__RECORDED INFORMATION__
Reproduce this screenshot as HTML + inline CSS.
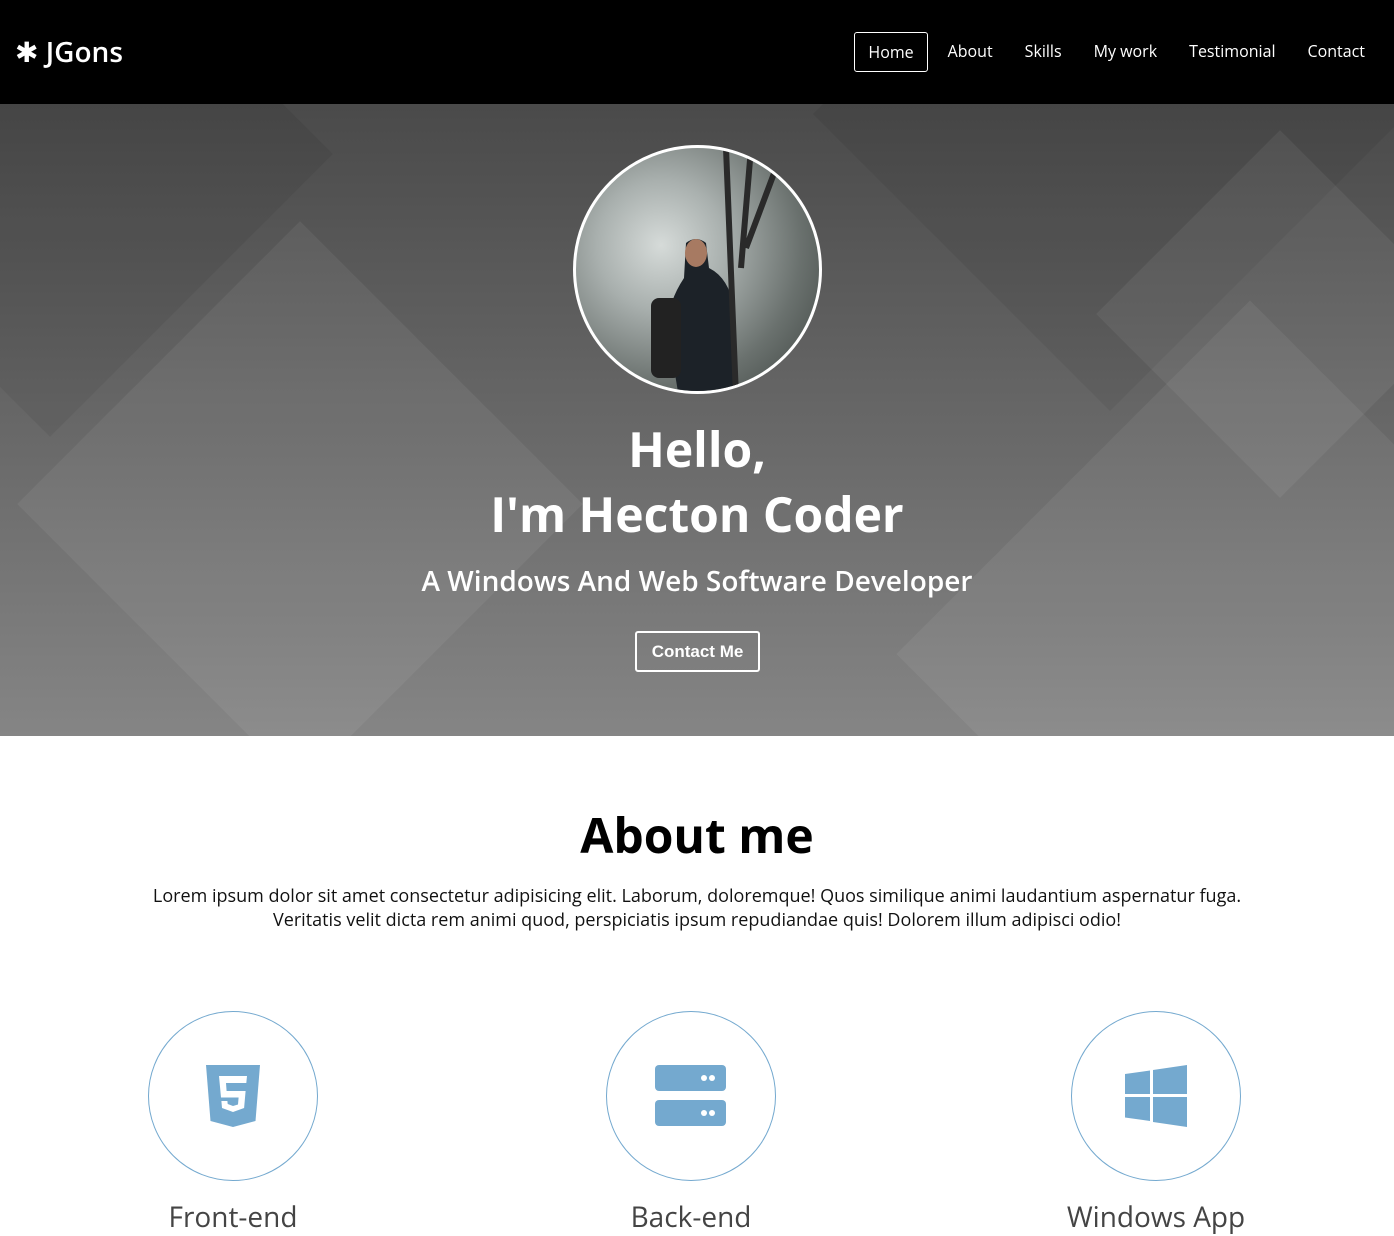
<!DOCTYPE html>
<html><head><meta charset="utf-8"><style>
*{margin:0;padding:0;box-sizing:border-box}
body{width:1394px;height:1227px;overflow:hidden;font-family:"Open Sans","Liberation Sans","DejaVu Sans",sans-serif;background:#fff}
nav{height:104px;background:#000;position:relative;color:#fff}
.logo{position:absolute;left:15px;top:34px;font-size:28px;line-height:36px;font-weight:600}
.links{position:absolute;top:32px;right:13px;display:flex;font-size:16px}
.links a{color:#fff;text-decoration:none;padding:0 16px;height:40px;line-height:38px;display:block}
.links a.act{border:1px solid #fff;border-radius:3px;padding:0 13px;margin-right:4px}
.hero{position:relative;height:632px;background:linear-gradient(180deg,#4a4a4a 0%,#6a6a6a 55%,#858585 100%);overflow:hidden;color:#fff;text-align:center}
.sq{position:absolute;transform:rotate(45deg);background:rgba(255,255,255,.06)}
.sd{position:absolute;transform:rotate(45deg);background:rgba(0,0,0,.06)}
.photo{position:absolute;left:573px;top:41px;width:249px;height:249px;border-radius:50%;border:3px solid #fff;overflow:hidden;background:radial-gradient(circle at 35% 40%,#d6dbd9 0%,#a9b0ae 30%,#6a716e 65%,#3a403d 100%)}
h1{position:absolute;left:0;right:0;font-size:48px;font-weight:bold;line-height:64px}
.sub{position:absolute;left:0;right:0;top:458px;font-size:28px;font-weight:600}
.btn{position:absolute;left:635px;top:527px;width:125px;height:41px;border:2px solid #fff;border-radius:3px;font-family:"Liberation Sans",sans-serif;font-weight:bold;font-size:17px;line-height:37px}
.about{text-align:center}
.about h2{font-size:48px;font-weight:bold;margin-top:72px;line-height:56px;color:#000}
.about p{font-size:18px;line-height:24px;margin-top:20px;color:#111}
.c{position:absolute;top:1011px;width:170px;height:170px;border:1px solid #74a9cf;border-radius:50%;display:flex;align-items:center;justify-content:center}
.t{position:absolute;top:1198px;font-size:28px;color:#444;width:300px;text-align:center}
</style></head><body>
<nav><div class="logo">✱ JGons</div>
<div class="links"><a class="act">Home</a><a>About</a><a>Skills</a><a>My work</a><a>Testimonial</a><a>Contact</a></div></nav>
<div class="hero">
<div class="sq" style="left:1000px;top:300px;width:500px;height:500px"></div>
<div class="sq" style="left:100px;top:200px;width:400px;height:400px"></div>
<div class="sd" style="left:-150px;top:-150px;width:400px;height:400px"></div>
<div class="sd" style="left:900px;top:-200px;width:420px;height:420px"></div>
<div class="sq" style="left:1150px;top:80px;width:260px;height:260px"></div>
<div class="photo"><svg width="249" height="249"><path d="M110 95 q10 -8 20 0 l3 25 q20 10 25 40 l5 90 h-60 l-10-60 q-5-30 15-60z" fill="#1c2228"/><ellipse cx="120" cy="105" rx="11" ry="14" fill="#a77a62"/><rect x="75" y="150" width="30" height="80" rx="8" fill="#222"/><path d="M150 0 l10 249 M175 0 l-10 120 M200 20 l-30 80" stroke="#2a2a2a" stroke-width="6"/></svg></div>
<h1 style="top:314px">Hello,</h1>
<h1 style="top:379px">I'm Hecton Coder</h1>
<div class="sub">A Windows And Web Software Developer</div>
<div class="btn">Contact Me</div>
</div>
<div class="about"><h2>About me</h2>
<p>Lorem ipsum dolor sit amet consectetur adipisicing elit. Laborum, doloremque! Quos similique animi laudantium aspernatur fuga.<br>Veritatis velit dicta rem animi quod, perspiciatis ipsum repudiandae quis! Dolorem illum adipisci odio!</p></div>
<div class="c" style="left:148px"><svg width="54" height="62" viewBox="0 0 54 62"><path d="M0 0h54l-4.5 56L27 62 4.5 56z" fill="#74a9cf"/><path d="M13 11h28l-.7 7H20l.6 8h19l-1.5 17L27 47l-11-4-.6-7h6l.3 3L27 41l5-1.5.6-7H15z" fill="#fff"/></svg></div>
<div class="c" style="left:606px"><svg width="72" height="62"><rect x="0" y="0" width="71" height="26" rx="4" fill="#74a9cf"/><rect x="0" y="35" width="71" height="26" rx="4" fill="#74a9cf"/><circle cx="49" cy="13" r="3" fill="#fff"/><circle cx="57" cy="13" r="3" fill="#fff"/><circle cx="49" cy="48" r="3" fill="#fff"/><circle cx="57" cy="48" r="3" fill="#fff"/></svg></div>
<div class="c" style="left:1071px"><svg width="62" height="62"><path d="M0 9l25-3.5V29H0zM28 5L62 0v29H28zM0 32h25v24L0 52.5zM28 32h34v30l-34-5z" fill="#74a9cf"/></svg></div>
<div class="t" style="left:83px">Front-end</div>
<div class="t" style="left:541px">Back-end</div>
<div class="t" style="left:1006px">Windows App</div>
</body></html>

__WRITTEN REQUEST__
Make an exact copy of the listing above. Do not include the pictures.

__ANSWER FOR THE TASK__
Reproduce this screenshot as HTML + inline CSS.
<!DOCTYPE html>
<html><head><meta charset="utf-8"><style>
*{margin:0;padding:0;box-sizing:border-box}
body{width:1394px;height:1227px;overflow:hidden;font-family:"Open Sans","Liberation Sans","DejaVu Sans",sans-serif;background:#fff}
nav{height:104px;background:#000;position:relative;color:#fff}
.logo{position:absolute;left:15px;top:34px;font-size:28px;line-height:36px;font-weight:600}
.links{position:absolute;top:32px;right:13px;display:flex;font-size:16px}
.links a{color:#fff;text-decoration:none;padding:0 16px;height:40px;line-height:38px;display:block}
.links a.act{border:1px solid #fff;border-radius:3px;padding:0 13px;margin-right:4px}
.hero{position:relative;height:632px;background:linear-gradient(180deg,#4a4a4a 0%,#6a6a6a 55%,#858585 100%);overflow:hidden;color:#fff;text-align:center}
.sq{position:absolute;transform:rotate(45deg);background:rgba(255,255,255,.06)}
.sd{position:absolute;transform:rotate(45deg);background:rgba(0,0,0,.06)}
.photo{position:absolute;left:573px;top:41px;width:249px;height:249px;border-radius:50%;border:3px solid #fff;overflow:hidden;background:radial-gradient(circle at 35% 40%,#d6dbd9 0%,#a9b0ae 30%,#6a716e 65%,#3a403d 100%)}
h1{position:absolute;left:0;right:0;font-size:48px;font-weight:bold;line-height:64px}
.sub{position:absolute;left:0;right:0;top:458px;font-size:28px;font-weight:600}
.btn{position:absolute;left:635px;top:527px;width:125px;height:41px;border:2px solid #fff;border-radius:3px;font-family:"Liberation Sans",sans-serif;font-weight:bold;font-size:17px;line-height:37px}
.about{text-align:center}
.about h2{font-size:48px;font-weight:bold;margin-top:72px;line-height:56px;color:#000}
.about p{font-size:18px;line-height:24px;margin-top:20px;color:#111}
.c{position:absolute;top:1011px;width:170px;height:170px;border:1px solid #74a9cf;border-radius:50%;display:flex;align-items:center;justify-content:center}
.t{position:absolute;top:1198px;font-size:28px;color:#444;width:300px;text-align:center}
</style></head><body>
<nav><div class="logo">✱ JGons</div>
<div class="links"><a class="act">Home</a><a>About</a><a>Skills</a><a>My work</a><a>Testimonial</a><a>Contact</a></div></nav>
<div class="hero">
<div class="sq" style="left:1000px;top:300px;width:500px;height:500px"></div>
<div class="sq" style="left:100px;top:200px;width:400px;height:400px"></div>
<div class="sd" style="left:-150px;top:-150px;width:400px;height:400px"></div>
<div class="sd" style="left:900px;top:-200px;width:420px;height:420px"></div>
<div class="sq" style="left:1150px;top:80px;width:260px;height:260px"></div>
<div class="photo"><svg width="249" height="249"><path d="M110 95 q10 -8 20 0 l3 25 q20 10 25 40 l5 90 h-60 l-10-60 q-5-30 15-60z" fill="#1c2228"/><ellipse cx="120" cy="105" rx="11" ry="14" fill="#a77a62"/><rect x="75" y="150" width="30" height="80" rx="8" fill="#222"/><path d="M150 0 l10 249 M175 0 l-10 120 M200 20 l-30 80" stroke="#2a2a2a" stroke-width="6"/></svg></div>
<h1 style="top:314px">Hello,</h1>
<h1 style="top:379px">I'm Hecton Coder</h1>
<div class="sub">A Windows And Web Software Developer</div>
<div class="btn">Contact Me</div>
</div>
<div class="about"><h2>About me</h2>
<p>Lorem ipsum dolor sit amet consectetur adipisicing elit. Laborum, doloremque! Quos similique animi laudantium aspernatur fuga.<br>Veritatis velit dicta rem animi quod, perspiciatis ipsum repudiandae quis! Dolorem illum adipisci odio!</p></div>
<div class="c" style="left:148px"><svg width="54" height="62" viewBox="0 0 54 62"><path d="M0 0h54l-4.5 56L27 62 4.5 56z" fill="#74a9cf"/><path d="M13 11h28l-.7 7H20l.6 8h19l-1.5 17L27 47l-11-4-.6-7h6l.3 3L27 41l5-1.5.6-7H15z" fill="#fff"/></svg></div>
<div class="c" style="left:606px"><svg width="72" height="62"><rect x="0" y="0" width="71" height="26" rx="4" fill="#74a9cf"/><rect x="0" y="35" width="71" height="26" rx="4" fill="#74a9cf"/><circle cx="49" cy="13" r="3" fill="#fff"/><circle cx="57" cy="13" r="3" fill="#fff"/><circle cx="49" cy="48" r="3" fill="#fff"/><circle cx="57" cy="48" r="3" fill="#fff"/></svg></div>
<div class="c" style="left:1071px"><svg width="62" height="62"><path d="M0 9l25-3.5V29H0zM28 5L62 0v29H28zM0 32h25v24L0 52.5zM28 32h34v30l-34-5z" fill="#74a9cf"/></svg></div>
<div class="t" style="left:83px">Front-end</div>
<div class="t" style="left:541px">Back-end</div>
<div class="t" style="left:1006px">Windows App</div>
</body></html>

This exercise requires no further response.